What to do: Write the data out again exactly, with no pictures.

Supplied material:

***

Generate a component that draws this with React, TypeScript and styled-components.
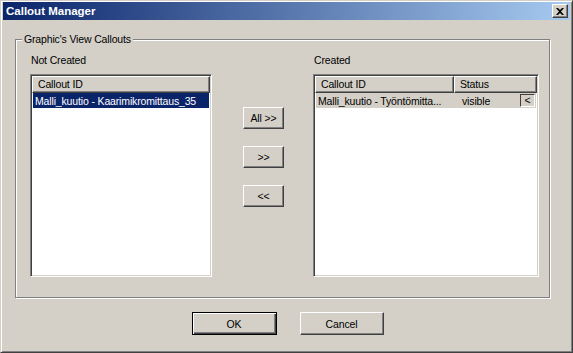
import styled, {createGlobalStyle} from "styled-components";

const GlobalStyle = createGlobalStyle`
    body {
        margin: 0;
        background: #d4d0c8;
        font-family: Tahoma, "Liberation Sans", Arial, sans-serif;
        font-size: 10.5px;
        letter-spacing: -0.15px;
    }
`;

const Window = styled.div`
    width: 573px;
    height: 353px;
    box-sizing: border-box;
    background: #d4d0c8;
    border: 1px solid;
    border-color: #d4d0c8 #404040 #404040 #d4d0c8;
    box-shadow: inset 1px 1px #ffffff, inset -1px -1px #808080;
    padding: 1px 2px 2px 2px;
    display: flex;
    flex-direction: column;
`;

const TitleBar = styled.div`
    height: 18px;
    display: flex;
    align-items: center;
    justify-content: space-between;
    padding: 0 2px 0 3px;
    background: linear-gradient(to right, #0a246a, #a6caf0);
    color: #ffffff;
    font-weight: bold;
    font-size: 11.5px;
    letter-spacing: 0;
`;

const CloseButton = styled.div`
    width: 16px;
    height: 14px;
    box-sizing: border-box;
    background: #d4d0c8;
    border: 1px solid;
    border-color: #ffffff #404040 #404040 #ffffff;
    box-shadow: inset -1px -1px #808080;
    display: flex;
    align-items: center;
    justify-content: center;
`;

const Body = styled.div`
    display: flex;
    flex-direction: column;
    padding: 19px 0 0 12px;
`;

const Group = styled.div`
    position: relative;
    width: 535px;
    height: 259px;
    box-sizing: border-box;
    border: 1px solid #808080;
    box-shadow: inset 1px 1px #ffffff, 1px 1px #ffffff;
    padding: 13px 9px 20px 14px;
    display: flex;
`;

const GroupLabel = styled.span`
    position: absolute;
    top: -8px;
    left: 6px;
    padding: 0 2px;
    background: #d4d0c8;
    line-height: 14px;
`;

const Column = styled.div<{ $width: number }>`
    width: ${p => p.$width}px;
    display: flex;
    flex-direction: column;
`;

const Caption = styled.div`
    height: 21px;
    padding-left: 1px;
    line-height: 14px;
`;

const ListBox = styled.div`
    flex: 1;
    background: #ffffff;
    border: 1px solid;
    border-color: #808080 #ffffff #ffffff #808080;
    box-shadow: inset 1px 1px #404040, inset -1px -1px #d4d0c8;
    padding: 1px;
    display: flex;
    flex-direction: column;
`;

const Header = styled.div`
    display: flex;
    height: 17px;
`;

const HeaderCell = styled.div<{ $width?: number }>`
    ${p => (p.$width ? `width: ${p.$width}px;` : "flex: 1;")}
    box-sizing: border-box;
    background: #d4d0c8;
    border: 1px solid;
    border-color: #ffffff #404040 #404040 #ffffff;
    box-shadow: inset -1px -1px #808080;
    padding: 1px 5px;
    line-height: 13px;
    white-space: nowrap;
`;

const Row = styled.div<{ $active?: boolean }>`
    display: flex;
    align-items: center;
    height: 15px;
    margin: 0 1px;
    background: ${p => (p.$active ? "#0a246a" : "#d4d0c8")};
    color: ${p => (p.$active ? "#ffffff" : "#000000")};
    white-space: nowrap;
`;

const RowCell = styled.div<{ $width?: number }>`
    ${p => (p.$width ? `width: ${p.$width}px;` : "flex: 1;")}
    padding-left: 2px;
    overflow: hidden;
`;

const RowButton = styled.div`
    width: 15px;
    height: 13px;
    box-sizing: border-box;
    margin-right: 1px;
    border: 1px solid;
    border-color: #404040 #ffffff #ffffff #404040;
    background: #d4d0c8;
    display: flex;
    align-items: center;
    justify-content: center;
    line-height: 1;
`;

const Middle = styled.div`
    width: 101px;
    display: flex;
    flex-direction: column;
    padding: 54px 0 0 31px;
    box-sizing: border-box;
    gap: 17px;
`;

const Button = styled.button<{ $default?: boolean; $w: number; $h: number }>`
    width: ${p => p.$w}px;
    height: ${p => p.$h}px;
    box-sizing: border-box;
    font-family: inherit;
    font-size: 10.5px;
    letter-spacing: -0.15px;
    color: #000;
    background: #d4d0c8;
    border: 1px solid;
    border-color: ${p => (p.$default ? "#000000" : "#ffffff #404040 #404040 #ffffff")};
    box-shadow: ${p =>
        p.$default
            ? "inset 1px 1px #ffffff, inset -1px -1px #404040, inset -2px -2px #808080"
            : "inset -1px -1px #808080"};
    padding: 0;
    cursor: pointer;
`;

const Footer = styled.div`
    display: flex;
    justify-content: center;
    gap: 23px;
    padding-top: 14px;
    padding-right: 10px;
`;

const App = () => {
    return (
        <>
            <GlobalStyle/>
            <Window>
                <TitleBar>
                    <span>Callout Manager</span>
                    <CloseButton>
                        <svg width="8" height="7" viewBox="0 0 8 7">
                            <path d="M0 0h2l2 2 2-2h2L5 3.5 8 7H6L4 5 2 7H0l3-3.5z" fill="#000"/>
                        </svg>
                    </CloseButton>
                </TitleBar>
                <Body>
                    <Group>
                        <GroupLabel>Graphic's View Callouts</GroupLabel>
                        <Column $width={182}>
                            <Caption>Not Created</Caption>
                            <ListBox>
                                <Header>
                                    <HeaderCell>Callout ID</HeaderCell>
                                </Header>
                                <Row $active>
                                    <RowCell>Malli_kuutio - Kaarimikromittaus_35</RowCell>
                                </Row>
                            </ListBox>
                        </Column>
                        <Middle>
                            <Button $w={41} $h={22}>All &gt;&gt;</Button>
                            <Button $w={41} $h={22}>&gt;&gt;</Button>
                            <Button $w={41} $h={22}>&lt;&lt;</Button>
                        </Middle>
                        <Column $width={226}>
                            <Caption>Created</Caption>
                            <ListBox>
                                <Header>
                                    <HeaderCell $width={139}>Callout ID</HeaderCell>
                                    <HeaderCell>Status</HeaderCell>
                                </Header>
                                <Row>
                                    <RowCell $width={142}>Malli_kuutio - Työntömitta...</RowCell>
                                    <RowCell>visible</RowCell>
                                    <RowButton>&lt;</RowButton>
                                </Row>
                            </ListBox>
                        </Column>
                    </Group>
                    <Footer>
                        <Button $default $w={85} $h={23}>OK</Button>
                        <Button $w={84} $h={23}>Cancel</Button>
                    </Footer>
                </Body>
            </Window>
        </>
    );
};

export default App;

***

Right answer:
Generate a component that draws this with React, TypeScript and styled-components.
import styled, {createGlobalStyle} from "styled-components";

const GlobalStyle = createGlobalStyle`
    body {
        margin: 0;
        background: #d4d0c8;
        font-family: Tahoma, "Liberation Sans", Arial, sans-serif;
        font-size: 10.5px;
        letter-spacing: -0.15px;
    }
`;

const Window = styled.div`
    width: 573px;
    height: 353px;
    box-sizing: border-box;
    background: #d4d0c8;
    border: 1px solid;
    border-color: #d4d0c8 #404040 #404040 #d4d0c8;
    box-shadow: inset 1px 1px #ffffff, inset -1px -1px #808080;
    padding: 1px 2px 2px 2px;
    display: flex;
    flex-direction: column;
`;

const TitleBar = styled.div`
    height: 18px;
    display: flex;
    align-items: center;
    justify-content: space-between;
    padding: 0 2px 0 3px;
    background: linear-gradient(to right, #0a246a, #a6caf0);
    color: #ffffff;
    font-weight: bold;
    font-size: 11.5px;
    letter-spacing: 0;
`;

const CloseButton = styled.div`
    width: 16px;
    height: 14px;
    box-sizing: border-box;
    background: #d4d0c8;
    border: 1px solid;
    border-color: #ffffff #404040 #404040 #ffffff;
    box-shadow: inset -1px -1px #808080;
    display: flex;
    align-items: center;
    justify-content: center;
`;

const Body = styled.div`
    display: flex;
    flex-direction: column;
    padding: 19px 0 0 12px;
`;

const Group = styled.div`
    position: relative;
    width: 535px;
    height: 259px;
    box-sizing: border-box;
    border: 1px solid #808080;
    box-shadow: inset 1px 1px #ffffff, 1px 1px #ffffff;
    padding: 13px 9px 20px 14px;
    display: flex;
`;

const GroupLabel = styled.span`
    position: absolute;
    top: -8px;
    left: 6px;
    padding: 0 2px;
    background: #d4d0c8;
    line-height: 14px;
`;

const Column = styled.div<{ $width: number }>`
    width: ${p => p.$width}px;
    display: flex;
    flex-direction: column;
`;

const Caption = styled.div`
    height: 21px;
    padding-left: 1px;
    line-height: 14px;
`;

const ListBox = styled.div`
    flex: 1;
    background: #ffffff;
    border: 1px solid;
    border-color: #808080 #ffffff #ffffff #808080;
    box-shadow: inset 1px 1px #404040, inset -1px -1px #d4d0c8;
    padding: 1px;
    display: flex;
    flex-direction: column;
`;

const Header = styled.div`
    display: flex;
    height: 17px;
`;

const HeaderCell = styled.div<{ $width?: number }>`
    ${p => (p.$width ? `width: ${p.$width}px;` : "flex: 1;")}
    box-sizing: border-box;
    background: #d4d0c8;
    border: 1px solid;
    border-color: #ffffff #404040 #404040 #ffffff;
    box-shadow: inset -1px -1px #808080;
    padding: 1px 5px;
    line-height: 13px;
    white-space: nowrap;
`;

const Row = styled.div<{ $active?: boolean }>`
    display: flex;
    align-items: center;
    height: 15px;
    margin: 0 1px;
    background: ${p => (p.$active ? "#0a246a" : "#d4d0c8")};
    color: ${p => (p.$active ? "#ffffff" : "#000000")};
    white-space: nowrap;
`;

const RowCell = styled.div<{ $width?: number }>`
    ${p => (p.$width ? `width: ${p.$width}px;` : "flex: 1;")}
    padding-left: 2px;
    overflow: hidden;
`;

const RowButton = styled.div`
    width: 15px;
    height: 13px;
    box-sizing: border-box;
    margin-right: 1px;
    border: 1px solid;
    border-color: #404040 #ffffff #ffffff #404040;
    background: #d4d0c8;
    display: flex;
    align-items: center;
    justify-content: center;
    line-height: 1;
`;

const Middle = styled.div`
    width: 101px;
    display: flex;
    flex-direction: column;
    padding: 54px 0 0 31px;
    box-sizing: border-box;
    gap: 17px;
`;

const Button = styled.button<{ $default?: boolean; $w: number; $h: number }>`
    width: ${p => p.$w}px;
    height: ${p => p.$h}px;
    box-sizing: border-box;
    font-family: inherit;
    font-size: 10.5px;
    letter-spacing: -0.15px;
    color: #000;
    background: #d4d0c8;
    border: 1px solid;
    border-color: ${p => (p.$default ? "#000000" : "#ffffff #404040 #404040 #ffffff")};
    box-shadow: ${p =>
        p.$default
            ? "inset 1px 1px #ffffff, inset -1px -1px #404040, inset -2px -2px #808080"
            : "inset -1px -1px #808080"};
    padding: 0;
    cursor: pointer;
`;

const Footer = styled.div`
    display: flex;
    justify-content: center;
    gap: 23px;
    padding-top: 14px;
    padding-right: 10px;
`;

const App = () => {
    return (
        <>
            <GlobalStyle/>
            <Window>
                <TitleBar>
                    <span>Callout Manager</span>
                    <CloseButton>
                        <svg width="8" height="7" viewBox="0 0 8 7">
                            <path d="M0 0h2l2 2 2-2h2L5 3.5 8 7H6L4 5 2 7H0l3-3.5z" fill="#000"/>
                        </svg>
                    </CloseButton>
                </TitleBar>
                <Body>
                    <Group>
                        <GroupLabel>Graphic's View Callouts</GroupLabel>
                        <Column $width={182}>
                            <Caption>Not Created</Caption>
                            <ListBox>
                                <Header>
                                    <HeaderCell>Callout ID</HeaderCell>
                                </Header>
                                <Row $active>
                                    <RowCell>Malli_kuutio - Kaarimikromittaus_35</RowCell>
                                </Row>
                            </ListBox>
                        </Column>
                        <Middle>
                            <Button $w={41} $h={22}>All &gt;&gt;</Button>
                            <Button $w={41} $h={22}>&gt;&gt;</Button>
                            <Button $w={41} $h={22}>&lt;&lt;</Button>
                        </Middle>
                        <Column $width={226}>
                            <Caption>Created</Caption>
                            <ListBox>
                                <Header>
                                    <HeaderCell $width={139}>Callout ID</HeaderCell>
                                    <HeaderCell>Status</HeaderCell>
                                </Header>
                                <Row>
                                    <RowCell $width={142}>Malli_kuutio - Työntömitta...</RowCell>
                                    <RowCell>visible</RowCell>
                                    <RowButton>&lt;</RowButton>
                                </Row>
                            </ListBox>
                        </Column>
                    </Group>
                    <Footer>
                        <Button $default $w={85} $h={23}>OK</Button>
                        <Button $w={84} $h={23}>Cancel</Button>
                    </Footer>
                </Body>
            </Window>
        </>
    );
};

export default App;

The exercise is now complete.